I have assembled four bacterial genomes derived from Miseq 2x300 pairedend data using SPADES and A5 pipeline. I also utilized CLC Workbench and CISA (to join assemblies), but they performed poorly.
After checking the assemblies with reapr and checkm, I got contradictory statistics.
Checkm demonstrated that the completeness of all genomes are over 99%.
However, the results of reapr are frustrating. One of the genomes has a proportion of error free bases of 22%. In fact, looking closely, all genome assemblies are full of N's after the reapr processing, even though some of the genomes present a proportion of error free bases over 80%... All genomes present FCD errors (one with more than 60!)
I tried to use Gapfiller, but it did not filled any gap of the reapr processed contigs...
I noted that all assemblies do not have high coverage, most are around 15X.
My main objective is to evaluate the presence of some genes of interest (less than a hundred) and to compare the genomes to other related ones.

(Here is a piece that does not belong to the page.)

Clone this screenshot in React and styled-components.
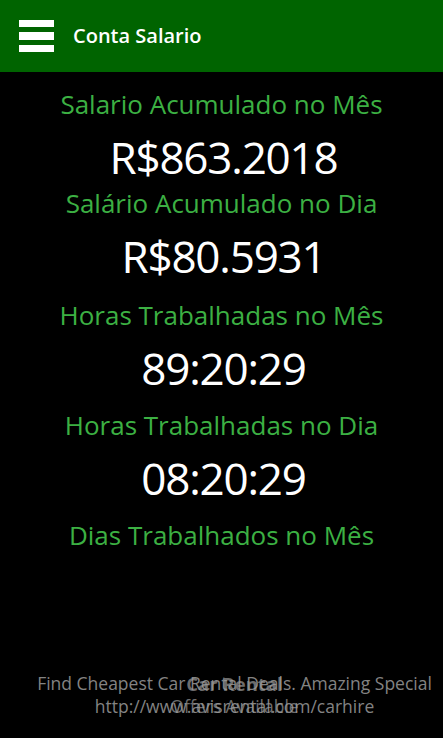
import React from "react";
import styled, { createGlobalStyle } from "styled-components";

const GlobalStyle = createGlobalStyle`
  html, body {
    margin: 0;
    padding: 0;
    background: #000;
  }
  body {
    font-family: "Open Sans", "Noto Sans", sans-serif;
  }
`;

const Page = styled.div`
  display: flex;
  flex-direction: column;
  min-height: 100vh;
  background: #000;
`;

const Header = styled.header`
  display: flex;
  align-items: center;
  height: 72px;
  padding-left: 19px;
  background: #006400;
  box-sizing: border-box;
`;

const Hamburger = styled.div`
  display: flex;
  flex-direction: column;
  gap: 5px;
  width: 35px;
`;

const Bar = styled.span`
  display: block;
  height: 7.5px;
  background: #ffffff;
`;

const Title = styled.h1`
  margin: 0 0 0 19px;
  font-size: 20px;
  font-weight: 600;
  color: #ffffff;
  line-height: 1;
`;

const Main = styled.main`
  display: flex;
  flex-direction: column;
  align-items: center;
`;

const Stat = styled.section`
  display: flex;
  flex-direction: column;
  align-items: center;
  margin-top: ${(p) => p.$mt}px;
`;

const Label = styled.div`
  font-size: 26px;
  line-height: 32px;
  color: #3cb043;
  white-space: nowrap;
`;

const Value = styled.div`
  margin-top: 11px;
  padding-left: 4px;
  font-size: 44px;
  line-height: 52px;
  letter-spacing: -1.2px;
  color: #ffffff;
  white-space: nowrap;
`;

const Ad = styled.footer`
  position: relative;
  margin-top: auto;
  height: 80px;
  margin-left: 26px;
`;

const AdLayer = styled.div`
  position: absolute;
  inset: 0;
  display: flex;
  flex-direction: column;
  align-items: center;
  padding-top: 14px;
  color: #9a9a9a;
  opacity: ${(p) => p.$opacity};
`;

const AdLine = styled.div`
  font-size: ${(p) => (p.$bold ? 18.5 : 17.5)}px;
  line-height: 23px;
  font-weight: ${(p) => (p.$bold ? 700 : 400)};
  white-space: nowrap;
`;

const stats = [
  { label: "Salario Acumulado no Mês", value: "R$863.2018", mt: 16 },
  { label: "Salário Acumulado no Dia", value: "R$80.5931", mt: 4 },
  { label: "Horas Trabalhadas no Mês", value: "89:20:29", mt: 17 },
  { label: "Horas Trabalhadas no Dia", value: "08:20:29", mt: 15 },
  { label: "Dias Trabalhados no Mês", value: null, mt: 15 },
];

export default function App() {
  return (
    <Page>
      <GlobalStyle />
      <Header>
        <Hamburger>
          <Bar />
          <Bar />
          <Bar />
        </Hamburger>
        <Title>Conta Salario</Title>
      </Header>
      <Main>
        {stats.map((s) => (
          <Stat key={s.label} $mt={s.mt}>
            <Label>{s.label}</Label>
            {s.value && <Value>{s.value}</Value>}
          </Stat>
        ))}
      </Main>
      <Ad>
        <AdLayer $opacity={0.85}>
          <AdLine>Find Cheapest Car Rental Deals. Amazing Special</AdLine>
          <AdLine>http://www.avisrental.com/carhire</AdLine>
        </AdLayer>
        <AdLayer $opacity={0.7}>
          <AdLine $bold>Car Rental</AdLine>
          <AdLine>Offers Available</AdLine>
        </AdLayer>
      </Ad>
    </Page>
  );
}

Therefore, I do not need a finished genome.
What do you recommend that I should do before submitting the genomes to Genbank? Should I sequence more? Isn't REAPR too much stringent? Is there any other software that could improve my draft genome using the actual sequencing data?
Thank you
Did you ever get to solve this issue?
I'm interested too ^^
Could there be a problem in the mapped reads file you gave to reapr?